Certainly, we shouldn’t pile groundless speculations on top of groundless speculations. However, Mr. Lundahl’s “checks” in the Old Testament are not supported by any external evidence (see Finkelstein and Silberman 2001) and are nothing more than worthless claims in the Bible. I would further argue that rather than keeping the speculations about Moses and what he supposedly did to a minimum, Hypotheses #1 and #2 should be totally discarded until any good evidence is found that Moses, Miriam and Aaron ever existed, that Moses had visions from God of any kind, and that Moses and his siblings actually did any of the claims about them in the Bible.
Finally, Mr. Lundahl ends Lundahl (2022aa) with the following comments to my statement condemning Lundahl (2022b) and Lundahl (2022c):
“Finally, one more:
Henke (2022b) states: ‘The arguments in Lundahl (2022b) and Lundahl (2022c) are worthless and would not convince any advocate of Hypothesis #2.’
‘I haven't seen any, except the Old Earther I met in a Catholic charity where he was volunteering and I was received. And even he didn't claim to have given the matter totally thorough thought.’
Hans Georg Lundahl
Paris
St. Sosthenes
28.XI.2022”
I will leave it to Mr. Lundahl to locate his own proponents of Hypothesis #2. I reject Hypothesis #2 just as much as Hypothesis #1. Again, Hypotheses #3 and #4 are the default positions and are the most probable explanations for Genesis 3, as well as the rest of the Pentateuch.
References:
Avalos, H. 2010. “Yahweh Is a Moral Monster” in J.W. Loftus (ed.) The Christian Delusion: Why Faith Fails: Prometheus Books: Amherst, NY, USA, pp. 209-236.
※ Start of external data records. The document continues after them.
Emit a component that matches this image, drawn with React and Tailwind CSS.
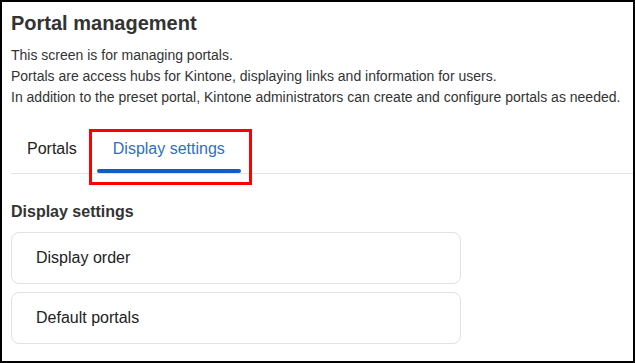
import { useState } from "react";

const tabs = ["Portals", "Display settings"];
const items = ["Display order", "Default portals"];

const App = () => {
  const [active, setActive] = useState("Display settings");

  return (
    <div
      className="w-[635px] h-[363px] overflow-hidden border-2 border-black bg-white text-[#333]"
      style={{ fontFamily: '"Liberation Sans", Arial, sans-serif' }}
    >
      <div className="pt-[9px] pl-[9px]">
        <h1 className="text-[20px] leading-[24px] font-bold">Portal management</h1>
        <div className="mt-[10px] text-[14px] leading-[21px]">
          <p>This screen is for managing portals.</p>
          <p>Portals are access hubs for Kintone, displaying links and information for users.</p>
          <p>In addition to the preset portal, Kintone administrators can create and configure portals as needed.</p>
        </div>

        {/* Tabs */}
        <div className="mt-[17px] flex gap-[4px] border-b border-[#e3e3e3]">
          {tabs.map((t) => {
            const on = t === active;
            return (
              <button
                key={t}
                type="button"
                onClick={() => setActive(t)}
                className="relative flex flex-col"
              >
                <span
                  className={`px-[16px] pt-[12px] pb-[8px] text-[16px] leading-[24px] ${
                    on ? "text-[#2f6fc3]" : "text-[#222]"
                  }`}
                >
                  {t}
                </span>
                <span className={`h-[4px] rounded-full ${on ? "bg-[#0c5fc6]" : "bg-transparent"}`} />
                {on && (
                  <span className="pointer-events-none absolute -left-[8px] -right-[11px] top-[4px] -bottom-[12px] border-[3px] border-[#ff0000]" />
                )}
              </button>
            );
          })}
        </div>

        <h2 className="mt-[26px] text-[16px] leading-[24px] font-bold">Display settings</h2>
        <div className="mt-[8px] flex w-[450px] flex-col gap-[8px]">
          {items.map((it) => (
            <div
              key={it}
              className="rounded-[8px] border border-[#e3e3e3] py-[13px] pl-[24px] text-[16px] leading-[24px] text-[#222]"
            >
              {it}
            </div>
          ))}
        </div>
      </div>
    </div>
  );
};

export default App;
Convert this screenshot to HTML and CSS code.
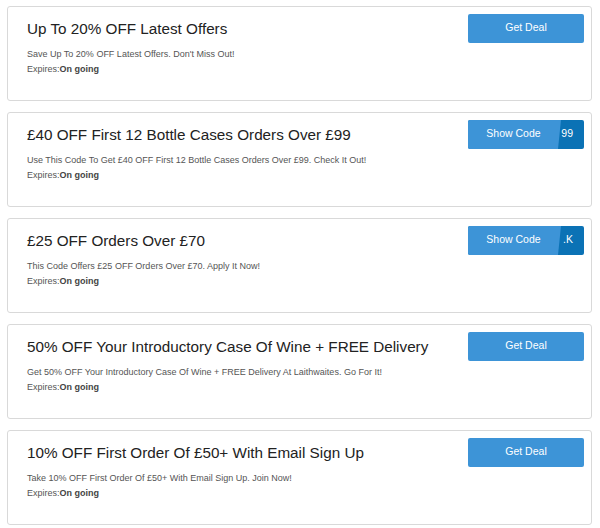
FILE: index.html
```html
<!DOCTYPE html>
<html>
<head>
	<title>Offers</title>
	<link rel="stylesheet" href="styles.css">
</head>
<body>
	<div class="offer-list">
		<div class="offer">
			<div class="offer-info">
				<h2>Up To 20% OFF Latest Offers</h2>
				<p class="desc">Save Up To 20% OFF Latest Offers. Don't Miss Out!</p>
				<p class="expires">Expires:<b>On going</b></p>
			</div>
			<button class="deal-btn">Get Deal</button>
		</div>
		<div class="offer">
			<div class="offer-info">
				<h2>£40 OFF First 12 Bottle Cases Orders Over £99</h2>
				<p class="desc">Use This Code To Get £40 OFF First 12 Bottle Cases Orders Over £99. Check It Out!</p>
				<p class="expires">Expires:<b>On going</b></p>
			</div>
			<button class="code-btn"><span class="code-cover">Show Code</span><span class="code">99</span></button>
		</div>
		<div class="offer">
			<div class="offer-info">
				<h2>£25 OFF Orders Over £70</h2>
				<p class="desc">This Code Offers £25 OFF Orders Over £70. Apply It Now!</p>
				<p class="expires">Expires:<b>On going</b></p>
			</div>
			<button class="code-btn"><span class="code-cover">Show Code</span><span class="code">.K</span></button>
		</div>
		<div class="offer">
			<div class="offer-info">
				<h2>50% OFF Your Introductory Case Of Wine + FREE Delivery</h2>
				<p class="desc">Get 50% OFF Your Introductory Case Of Wine + FREE Delivery At Laithwaites. Go For It!</p>
				<p class="expires">Expires:<b>On going</b></p>
			</div>
			<button class="deal-btn">Get Deal</button>
		</div>
		<div class="offer">
			<div class="offer-info">
				<h2>10% OFF First Order Of £50+ With Email Sign Up</h2>
				<p class="desc">Take 10% OFF First Order Of £50+ With Email Sign Up. Join Now!</p>
				<p class="expires">Expires:<b>On going</b></p>
			</div>
			<button class="deal-btn">Get Deal</button>
		</div>
	</div>
</body>
</html>
```

FILE: styles.css
```css
body {
	margin: 6px 8px 0 7px;
	background: #fff;
	font-family: "Liberation Sans", Arial, sans-serif;
}

.offer-list {
	display: flex;
	flex-direction: column;
	gap: 11px;
}

.offer {
	display: flex;
	justify-content: space-between;
	align-items: flex-start;
	height: 95px;
	box-sizing: border-box;
	padding: 7px 7px 0 19px;
	border: 1px solid #d9d9d9;
	border-radius: 3px;
}

.offer-info {
	padding-top: 6px;
}

.offer-info h2 {
	margin: 0;
	font-size: 15.25px;
	font-weight: normal;
	line-height: 17px;
	color: #222;
}

.desc {
	margin: 10px 0 0;
	font-size: 9px;
	line-height: 14px;
	color: #555;
}

.expires {
	margin: 1px 0 0;
	font-size: 9px;
	line-height: 14px;
	color: #555;
}

.expires b {
	color: #444;
}

.deal-btn,
.code-btn {
	flex: none;
	width: 116px;
	height: 29px;
	padding: 0;
	border: none;
	border-radius: 2px;
	font-family: inherit;
	font-size: 10.5px;
	color: #fff;
	cursor: pointer;
}

.deal-btn {
	background: #3d94d7;
	padding-bottom: 3px;
}

.code-btn {
	display: flex;
	align-items: stretch;
	background: #0b72b5;
}

.code-cover {
	flex: none;
	width: 93px;
	padding: 0 2px 3px 0;
	box-sizing: border-box;
	display: flex;
	align-items: center;
	justify-content: center;
	background: #3d94d7;
	border-radius: 2px 0 0 2px;
	clip-path: polygon(0 0, 93px 0, 90px 100%, 0 100%);
}

.code {
	flex: 1;
	display: flex;
	align-items: center;
	justify-content: flex-end;
	padding: 0 11px 3px 0;
	white-space: nowrap;
}
```
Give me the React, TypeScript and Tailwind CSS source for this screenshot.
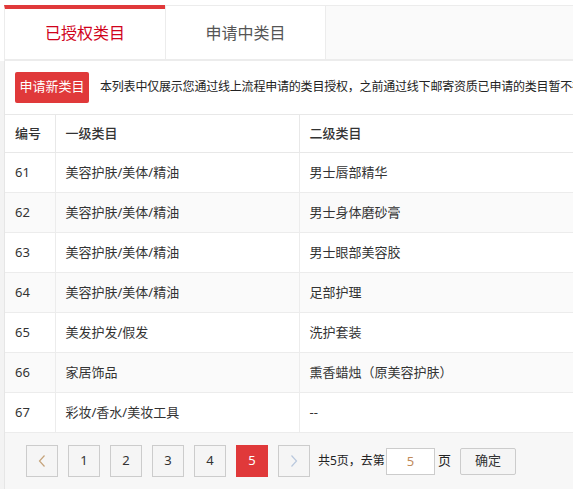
import React from "react";

const rows = [
  { id: 61, first: "美容护肤/美体/精油", second: "男士唇部精华" },
  { id: 62, first: "美容护肤/美体/精油", second: "男士身体磨砂膏" },
  { id: 63, first: "美容护肤/美体/精油", second: "男士眼部美容胶" },
  { id: 64, first: "美容护肤/美体/精油", second: "足部护理" },
  { id: 65, first: "美发护发/假发", second: "洗护套装" },
  { id: 66, first: "家居饰品", second: "熏香蜡烛（原美容护肤）" },
  { id: 67, first: "彩妆/香水/美妆工具", second: "--" },
];

const font = { fontFamily: '"Noto Sans", "Noto Sans CJK SC", sans-serif' };

function PageBtn({ children, active }: { children: React.ReactNode; active?: boolean }) {
  return (
    <button
      type="button"
      className={`flex h-[32px] w-[32px] items-center justify-center border text-[13px] ${
        active
          ? "border-[#e0393a] bg-[#e0393a] text-white"
          : "border-[#cccccc] bg-[#f5f5f5] text-[#333]"
      }`}
    >
      {children}
    </button>
  );
}

export default function App() {
  return (
    <div className="h-[489px] w-[573px] overflow-hidden bg-white" style={font}>
      {/* tabs */}
      <div className="ml-[4px] mt-[5px] flex h-[56px] w-[800px] border-b-2 border-[#ececec]">
        <div className="flex w-[161px] items-center justify-center border-l border-t-4 border-l-[#ececec] border-t-[#e0393a] bg-white pb-[3px] text-[16px] text-[#d0021b]">
          已授权类目
        </div>
        <div className="flex w-[161px] items-center justify-center border-x border-t border-[#ececec] bg-white text-[16px] text-[#555]">
          申请中类目
        </div>
        <div className="flex-1 border-t border-[#ececec] bg-[#fafafa]" />
      </div>

      <div className="flex">
        <div className="w-[4px] shrink-0 bg-[#f3f3f3]" />
        <div className="w-[800px] shrink-0 border-l border-[#e6e6e6]">
          {/* toolbar */}
          <div className="flex h-[53px] items-center gap-[11px] px-[10px] pb-[1px]">
            <button
              type="button"
              className="h-[31px] w-[74px] shrink-0 rounded-[2px] bg-[#e0393a] text-[13px] text-white"
            >
              申请新类目
            </button>
            <span className="whitespace-nowrap text-[12px] tracking-[-0.2px] text-[#222]">
              本列表中仅展示您通过线上流程申请的类目授权，之前通过线下邮寄资质已申请的类目暂不在此列表中展示
            </span>
          </div>

          {/* table */}
          <table className="w-full border-collapse text-[13px] text-[#333]">
            <thead>
              <tr className="h-[38px] border-y border-[#e8e8e8] bg-white">
                <th className="w-[50px] pl-[10px] text-left font-medium">编号</th>
                <th className="w-[244px] border-l border-[#e8e8e8] pl-[10px] text-left font-medium">
                  一级类目
                </th>
                <th className="border-l border-[#e8e8e8] pl-[10px] text-left font-medium">二级类目</th>
              </tr>
            </thead>
            <tbody>
              {rows.map((r, i) => (
                <tr
                  key={r.id}
                  className={`h-[40px] border-b border-[#ececec] ${i % 2 === 1 ? "bg-[#fafafa]" : "bg-white"}`}
                >
                  <td className="pl-[10px]">{r.id}</td>
                  <td className="border-l border-[#ececec] pl-[10px]">{r.first}</td>
                  <td className="border-l border-[#ececec] pl-[10px]">{r.second}</td>
                </tr>
              ))}
            </tbody>
          </table>

          {/* pagination */}
          <div className="flex h-[56px] items-center gap-[10px] bg-[#f7f7f7] pl-[21px]">
            <PageBtn>
              <svg width="10" height="14" viewBox="0 0 10 14" fill="none" stroke="#c5a37a" strokeWidth="1.2">
                <path d="M7.5 1.5 2.5 7l5 5.5" />
              </svg>
            </PageBtn>
            <PageBtn>1</PageBtn>
            <PageBtn>2</PageBtn>
            <PageBtn>3</PageBtn>
            <PageBtn>4</PageBtn>
            <PageBtn active>5</PageBtn>
            <PageBtn>
              <svg width="10" height="14" viewBox="0 0 10 14" fill="none" stroke="#b9c8dd" strokeWidth="1.2">
                <path d="M2.5 1.5 7.5 7l-5 5.5" />
              </svg>
            </PageBtn>
            <div className="-ml-[2px] flex items-center text-[12px] text-[#222]">
              <span>共5页，去第</span>
              <input
                readOnly
                value="5"
                className="ml-[1px] h-[27px] w-[49px] border border-[#cccccc] bg-white text-center text-[13px] text-[#c08a5a] outline-none"
              />
              <span className="ml-[3px] text-[13px]">页</span>
              <button
                type="button"
                className="ml-[9px] h-[27px] w-[56px] rounded-[2px] border border-[#cccccc] bg-[#f5f5f5] text-[13px] text-[#333]"
              >
                确定
              </button>
            </div>
          </div>
        </div>
      </div>
    </div>
  );
}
Finkelstein, I. and N.A. Silberman. 2001. The Bible Unearthed: Archaeology's New Vision of Ancient Israel and the Origin of its Sacred Texts: The Free Press: New York, USA, 385pp.
Dalrymple, G.B. 1991. The Age of the Earth: Stanford, California, Stanford University Press, 474 pp.
Prothero, D.R. 2007. Evolution: What the Fossils Say and Why It Matters: Cambridge University Press: New York, NY, USA, 381pp.
Strahler, A.N. 1999. Science and Earth History: The Evolution/Creation Controversy: 2nd ed., Prometheus Books: Amherst, NY, USA, 552 pp.